KUALA LUMPUR, Dec 10 (Bernama) -- MIDF Research forecasts Malaysia’s real gross domestic product (GDP) to grow at 4.6 per cent next year, compared with 5.0 per cent in 2024, driven by growing domestic spending.
MIDF Research head of research, Imran Yassin Md Yusof, said 2025 is expected to be a year of steady recovery and more stability for Malaysia, with growth opportunities emerging from both domestic and global fronts.
“Domestic consumption will remain a critical driver of Malaysia’s growth in 2025, and the job market shows positive trends, with rising employment, wage increases, and a growing tourism sector supporting higher consumer spending.
“These factors, combined with government initiatives such as salary hikes for civil servants and cash assistance programs, will provide a solid foundation for economic expansion,” he said at MIDF Research’s market outlook event today.
In a presentation titled ‘Market Outlook 2025: Could Be a Turbulent Ride’ media presentation, Imran said that on top of domestic demand, MIDF Research anticipates continued growth in external trade but remained cautious of the tighter trade rules which the United States (US) could impose.
He said with the expected uncertainties and volatility to continue in 2025 from increased sensitivity of investors to US economic data, new US policies on trade, tariff and tax, and downside from geopolitical conflicts, MIDF Research believes 2025 will be a turbulent year for the economy
and markets.
Meanwhile, in terms of monetary policy, Imran said MIDF Research expects Malaysia’s overnight policy rate (OPR) to stay at 3.00 per cent in 2025, which would continue to provide a supportive and accommodative environment for economic activity.

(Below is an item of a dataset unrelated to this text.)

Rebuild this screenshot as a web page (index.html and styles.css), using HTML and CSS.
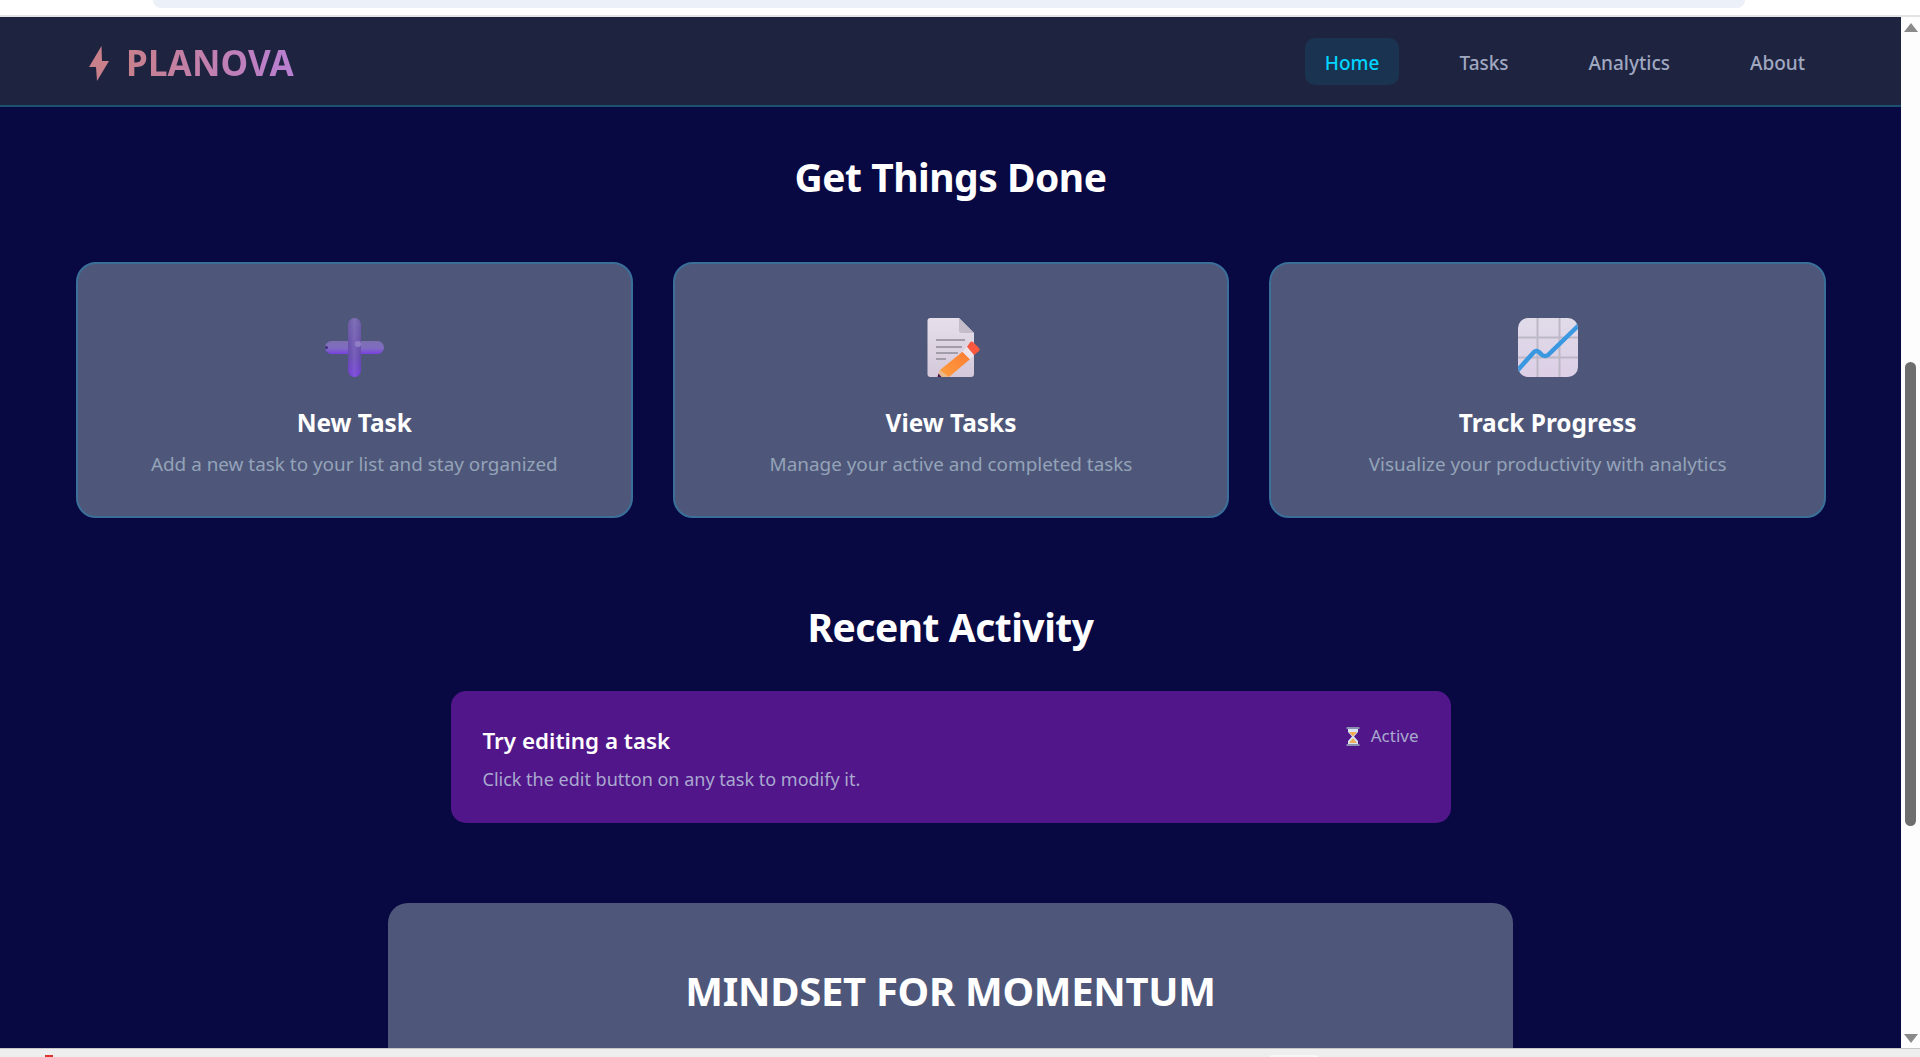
FILE: index.html
```html
<!DOCTYPE html>
<html lang="en">
  <head>
    <meta charset="UTF-8" />
    <title>Planova</title>
    <meta name="viewport" content="width=device-width, initial-scale=1.0" />
    <link rel="stylesheet" href="styles.css">
  </head>
  <body>
    <div class="browser-top"><div class="address-bar"></div></div>

    <div class="window">
      <div class="page">
        <header class="navbar">
          <div class="logo">
            <svg class="bolt" width="21" height="35" viewBox="0 0 21 35">
              <path d="M12.5 0 L0 21 L7 21 L8 35 L20 15 L13 15 Z" fill="#c9808a" />
            </svg>
            <span class="logo-text">PLANOVA</span>
          </div>
          <nav class="nav-links">
            <a class="nav-link active">Home</a>
            <a class="nav-link">Tasks</a>
            <a class="nav-link">Analytics</a>
            <a class="nav-link">About</a>
          </nav>
        </header>

        <main class="content">
          <h2 class="section-title">Get Things Done</h2>

          <section class="cards">
            <div class="card">
              <svg class="card-icon" width="59" height="59" viewBox="0 0 59 59">
                <defs>
                  <linearGradient id="plusV" x1="0" y1="0" x2="0" y2="1">
                    <stop offset="0" stop-color="#7767ae" />
                    <stop offset="0.65" stop-color="#6c50b4" />
                    <stop offset="1" stop-color="#7c3fe4" />
                  </linearGradient>
                  <linearGradient id="plusH" x1="0" y1="0" x2="0" y2="1">
                    <stop offset="0" stop-color="#7e6fb2" />
                    <stop offset="0.55" stop-color="#7f6cc0" />
                    <stop offset="1" stop-color="#7a40e0" />
                  </linearGradient>
                  <linearGradient id="plusShade" x1="0" y1="0" x2="1" y2="0">
                    <stop offset="0" stop-color="#4a3a8c" stop-opacity="0.2" />
                    <stop offset="0.5" stop-color="#9a8ccc" stop-opacity="0.25" />
                    <stop offset="1" stop-color="#4a3a8c" stop-opacity="0.2" />
                  </linearGradient>
                </defs>
                <rect x="0" y="23" width="59" height="13" rx="6.5" fill="url(#plusH)" />
                <rect x="23" y="0" width="13" height="59" rx="6.5" fill="url(#plusV)" />
                <rect x="23" y="0" width="13" height="59" rx="6.5" fill="url(#plusShade)" />
                <circle cx="33" cy="26" r="3" fill="#8f7fc6" />
                <circle cx="1.5" cy="29.5" r="1.5" fill="#3f2f78" />
              </svg>
              <h3 class="card-title">New Task</h3>
              <p class="card-text">Add a new task to your list and stay organized</p>
            </div>

            <div class="card">
              <svg class="card-icon" width="59" height="59" viewBox="0 0 59 59">
                <defs>
                  <linearGradient id="paper" x1="0" y1="0" x2="0" y2="1">
                    <stop offset="0" stop-color="#e6dfea" />
                    <stop offset="1" stop-color="#d4c8da" />
                  </linearGradient>
                  <linearGradient id="pencil" x1="0" y1="1" x2="1" y2="0">
                    <stop offset="0" stop-color="#ffa040" />
                    <stop offset="1" stop-color="#fb7c34" />
                  </linearGradient>
                </defs>
                <path d="M9.5 0 H38 L53 15 V56 Q53 59 50 59 H9.5 Q6.5 59 6.5 56 V3 Q6.5 0 9.5 0 Z" fill="url(#paper)" />
                <path d="M38 0 L53 15 H41 Q38 15 38 12 Z" fill="#c4bcc8" />
                <rect x="15" y="21" width="29" height="2" fill="#a29da8" />
                <rect x="15" y="28" width="26" height="2" fill="#a29da8" />
                <rect x="15" y="34" width="22" height="2" fill="#a29da8" />
                <rect x="15" y="40" width="10" height="2" fill="#a29da8" />
                <path d="M19 52 L41.5 33.7 L49 41.3 L28 59 H17 Z" fill="url(#pencil)" />
                <path d="M19 52 L16.5 59 H28 Z" fill="#e9b98c" />
                <path d="M17.5 55.5 L16.5 59 H20.5 Z" fill="#4b1550" />
                <path d="M41.5 33.7 L46 28.7 L53 37 L49 41.3 Z" fill="#ece4ea" />
                <path d="M46 28.7 L49 24.5 Q50.5 22.5 52.5 24.5 L58 30 Q59.5 32 57.5 33.5 L53 37 Z" fill="#f9573e" />
              </svg>
              <h3 class="card-title">View Tasks</h3>
              <p class="card-text">Manage your active and completed tasks</p>
            </div>

            <div class="card">
              <svg class="card-icon" width="60" height="59" viewBox="0 0 60 59">
                <defs>
                  <linearGradient id="grid" x1="0" y1="0" x2="0" y2="1">
                    <stop offset="0" stop-color="#e0dbe9" />
                    <stop offset="1" stop-color="#dccfe6" />
                  </linearGradient>
                  <clipPath id="gridClip">
                    <rect width="60" height="59" rx="10" />
                  </clipPath>
                </defs>
                <g clip-path="url(#gridClip)">
                  <rect width="60" height="59" fill="url(#grid)" />
                  <path d="M19.5 0 V59 M41.5 0 V59 M0 19.5 H60 M0 39.5 H60" stroke="#bdb8c6" stroke-width="2" fill="none" />
                  <path d="M-1 53 L16 34 Q18 32 21 34 L24 37 Q27 39 30 37 L61 7" stroke="#3a98e0" stroke-width="4.5" fill="none" />
                </g>
              </svg>
              <h3 class="card-title">Track Progress</h3>
              <p class="card-text">Visualize your productivity with analytics</p>
            </div>
          </section>

          <h2 class="section-title recent-title">Recent Activity</h2>

          <section class="activity">
            <div class="activity-body">
              <h4 class="activity-title">Try editing a task</h4>
              <p class="activity-text">Click the edit button on any task to modify it.</p>
            </div>
            <div class="status">
              <svg width="14" height="19" viewBox="0 0 14 19">
                <path d="M2 2 H12 V5 L8 9.5 L12 14 V17 H2 V14 L6 9.5 L2 5 Z" fill="#d8e6f4" />
                <path d="M3 5 H11 L7 9.5 Z" fill="#f2ac55" />
                <path d="M3 16 L7 11 L11 16 Z" fill="#f2ac55" />
                <rect x="0.5" y="0" width="13" height="2" fill="#8a8fb0" />
                <rect x="0.5" y="17" width="13" height="2" fill="#8a8fb0" />
              </svg>
              <span>Active</span>
            </div>
          </section>

          <section class="mindset">
            <h2 class="mindset-title">MINDSET FOR MOMENTUM</h2>
          </section>
        </main>
      </div>

      <div class="scrollbar">
        <span class="arrow-up"></span>
        <div class="scroll-track"><div class="scroll-thumb"></div></div>
        <span class="arrow-down"></span>
      </div>
    </div>

    <div class="browser-bottom">
      <span class="tray-icon"></span>
      <span class="tray-tab"></span>
    </div>
  </body>
</html>
```

FILE: styles.css
```css
* {
  box-sizing: border-box;
}

html,
body {
  height: 100%;
}

body {
  margin: 0;
  display: flex;
  flex-direction: column;
  height: 1057px;
  overflow: hidden;
  font-family: "Noto Sans", "Open Sans", sans-serif;
  background-color: #ffffff;
}

/* browser chrome */
.browser-top {
  height: 17px;
  flex: none;
  background-color: #ffffff;
  border-bottom: 2px solid #e3e3e3;
}

.address-bar {
  height: 8px;
  margin: 0 175px 0 153px;
  background-color: #ebf0f9;
  border-radius: 0 0 18px 18px;
}

.browser-bottom {
  height: 9px;
  flex: none;
  display: flex;
  background-color: #eeeeee;
  border-top: 1px solid #c6c6c6;
}

.tray-icon {
  width: 8px;
  height: 2px;
  margin: 6px 0 0 45px;
  background-color: #d9352a;
}

.tray-tab {
  width: 48px;
  height: 2px;
  margin: 6px 0 0 1217px;
  background-color: #f8f8f8;
  border-radius: 4px 4px 0 0;
}

.window {
  flex: 1;
  display: flex;
  min-height: 0;
}

.page {
  flex: 1;
  min-width: 0;
  overflow: hidden;
  background-color: #080843;
}

/* scrollbar */
.scrollbar {
  width: 19px;
  flex: none;
  display: flex;
  flex-direction: column;
  align-items: center;
  padding: 6px 0 5px;
  background-color: #fdfdfd;
}

.arrow-up,
.arrow-down {
  width: 0;
  height: 0;
  border-left: 7px solid transparent;
  border-right: 7px solid transparent;
}

.arrow-up {
  border-bottom: 9px solid #8a8a8a;
}

.arrow-down {
  border-top: 9px solid #8a8a8a;
}

.scroll-track {
  flex: 1;
  width: 100%;
  padding: 330px 0 0 4px;
}

.scroll-thumb {
  width: 11px;
  height: 464px;
  background-color: #6e6e6e;
  border-radius: 6px;
}

/* navbar */
.navbar {
  height: 90px;
  display: flex;
  align-items: center;
  justify-content: space-between;
  padding: 0 76px 0 89px;
  background-color: #1e2340;
  border-bottom: 2px solid #1c5070;
}

.logo {
  display: flex;
  align-items: center;
  gap: 16px;
  padding-top: 4px;
}

.logo-text {
  font-size: 35px;
  font-weight: 700;
  line-height: 44px;
  letter-spacing: 0.15px;
  background: linear-gradient(90deg, #c8808c, #b97fd2);
  -webkit-background-clip: text;
  background-clip: text;
  color: transparent;
}

.nav-links {
  display: flex;
  gap: 40px;
}

.nav-link {
  padding: 12px 20px 8px;
  font-size: 19px;
  font-weight: 500;
  line-height: 27px;
  color: #a0a8c0;
  border-radius: 10px;
}

.nav-link.active {
  color: #00d4ff;
  background-color: #1a3350;
}

/* main */
.content {
  padding: 46px 76px 0;
}

.section-title {
  margin: 0;
  font-size: 39px;
  font-weight: 700;
  line-height: 48px;
  letter-spacing: -0.5px;
  text-align: center;
  color: #ffffff;
}

.cards {
  display: grid;
  grid-template-columns: repeat(3, 1fr);
  gap: 40px;
  margin: 61px -1px 0 0;
}

.card {
  height: 256px;
  padding-top: 54px;
  text-align: center;
  background-color: #4e577a;
  border: 2px solid #3a6f9a;
  border-radius: 20px;
}

.card-icon {
  display: block;
  margin: 0 auto;
  overflow: visible;
}

.card-title {
  margin: 31px 0 0;
  font-size: 24.4px;
  font-weight: 700;
  line-height: 30px;
  color: #ffffff;
}

.card-text {
  margin: 13px 0 0;
  font-size: 18.9px;
  line-height: 26px;
  color: #94a3b8;
}

.recent-title {
  margin-top: 85px;
}

.activity {
  display: flex;
  justify-content: space-between;
  align-items: flex-start;
  width: 1000px;
  height: 132px;
  margin: 40px auto 0;
  padding: 33px 32px 0;
  background-color: #51168a;
  border-radius: 15px;
}

.activity-title {
  margin: 2px 0 0;
  font-size: 22.4px;
  font-weight: 600;
  line-height: 30px;
  color: #ffffff;
}

.activity-text {
  margin: 10px 0 0;
  font-size: 18px;
  line-height: 26px;
  color: #a9a9cf;
}

.status {
  display: flex;
  align-items: center;
  gap: 11px;
  font-size: 17px;
  line-height: 24px;
  color: #a9a9cf;
}

.mindset {
  width: 1125px;
  height: 300px;
  margin: 80px auto 0;
  padding-top: 64px;
  background-color: #4e577a;
  border-radius: 20px;
}

.mindset-title {
  margin: 0;
  font-size: 40px;
  font-weight: 700;
  line-height: 48px;
  letter-spacing: -0.3px;
  text-align: center;
  color: #ffffff;
}
```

He added that with the US Federal Reserve (Fed) likely to pause its tightening cycle, MIDF Research is optimistic about the ringgit’s potential for strength in 2025.
Imran said that for 2025, the ringgit is expected to average at 4.23 versus the US dollar, stronger than the estimated average of RM4.56 this year, supported by sustained growth in domestic demand and external trade recovery.

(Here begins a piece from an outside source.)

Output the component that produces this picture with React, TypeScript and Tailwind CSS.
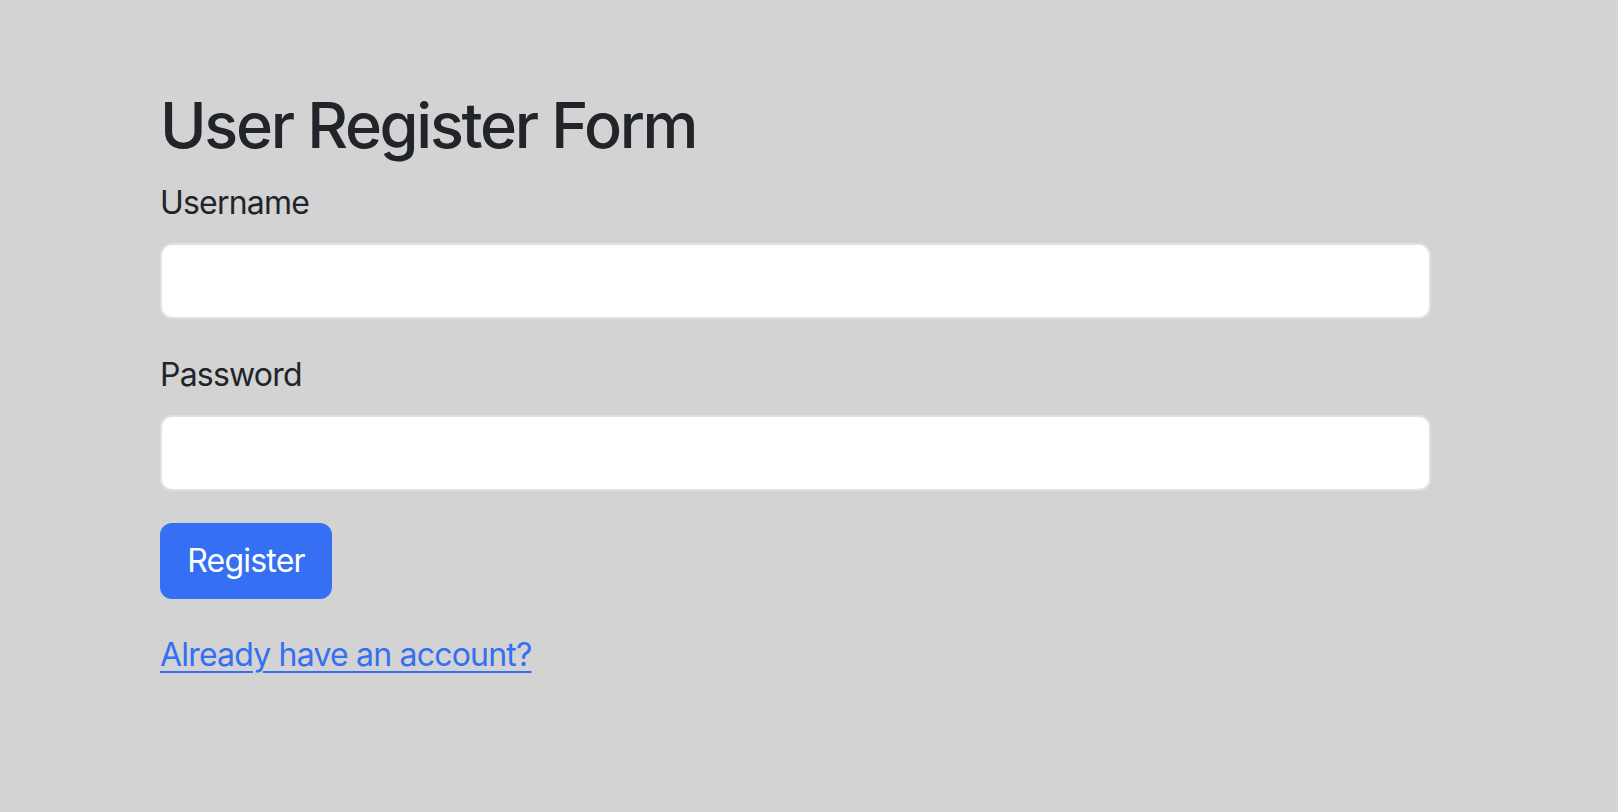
import { FormEvent, useState } from "react";

function App() {
  const [username, setUsername] = useState("");
  const [password, setPassword] = useState("");

  const submitHandler = (event: FormEvent<HTMLFormElement>) => {
    event.preventDefault();
  };

  return (
    <main
      className="min-h-[812px] w-full bg-[#d3d3d3] pt-[87px] text-[#212529] tracking-[-0.8px]"
      style={{ fontFamily: "Inter, 'Noto Sans', sans-serif" }}
    >
      <div className="ml-[160px] w-[1271px]">
        <h1 className="mb-4 text-[63px] leading-[76px] font-medium tracking-[-2.3px]">
          User Register Form
        </h1>

        <form onSubmit={submitHandler}>
          <div className="mb-8">
            <label htmlFor="username" className="mb-4 block text-[32px] leading-[48px]">
              Username
            </label>
            <input
              id="username"
              type="text"
              value={username}
              onChange={(e) => setUsername(e.target.value)}
              className="block h-[76px] w-full rounded-[12px] border-2 border-[#dee2e6] bg-white px-6 text-[32px] outline-none"
            />
          </div>

          <div className="mb-8">
            <label htmlFor="password" className="mb-4 block text-[32px] leading-[48px]">
              Password
            </label>
            <input
              id="password"
              type="password"
              value={password}
              onChange={(e) => setPassword(e.target.value)}
              className="block h-[76px] w-full rounded-[12px] border-2 border-[#dee2e6] bg-white px-6 text-[32px] outline-none"
            />
          </div>

          <button
            type="submit"
            className="h-[76px] w-[172px] rounded-[12px] bg-[#346ff4] text-[32px] leading-[48px] text-white"
          >
            Register
          </button>
        </form>

        <p className="mt-8 text-[32px] leading-[48px]">
          <a
            href="#"
            className="text-[#346ff4] underline decoration-2 underline-offset-[5px]"
          >
            Already have an account?
          </a>
        </p>
      </div>
    </main>
  );
}

export default App;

Nonetheless, he said next year would see slightly higher inflation due to supply factors, mainly rising costs from higher non-food inflation.
On the equity outlook, Imran said MIDF Research expects continued FBM KLCI earnings growth in 2025, targeting the benchmark index to beat 1,800 points.
He noted that the local equity market has performed relatively well thus far in 2024, with the benchmark FBM KLCI recording a gain of 0.11 per cent year-to-date until Dec 4, 2024.
“Going forward, we expect the local equity market to gain further ground driven by the inflow of foreign funds, underpinned by positive macro and corporate earnings performance, and backed by undemanding valuations,” he added.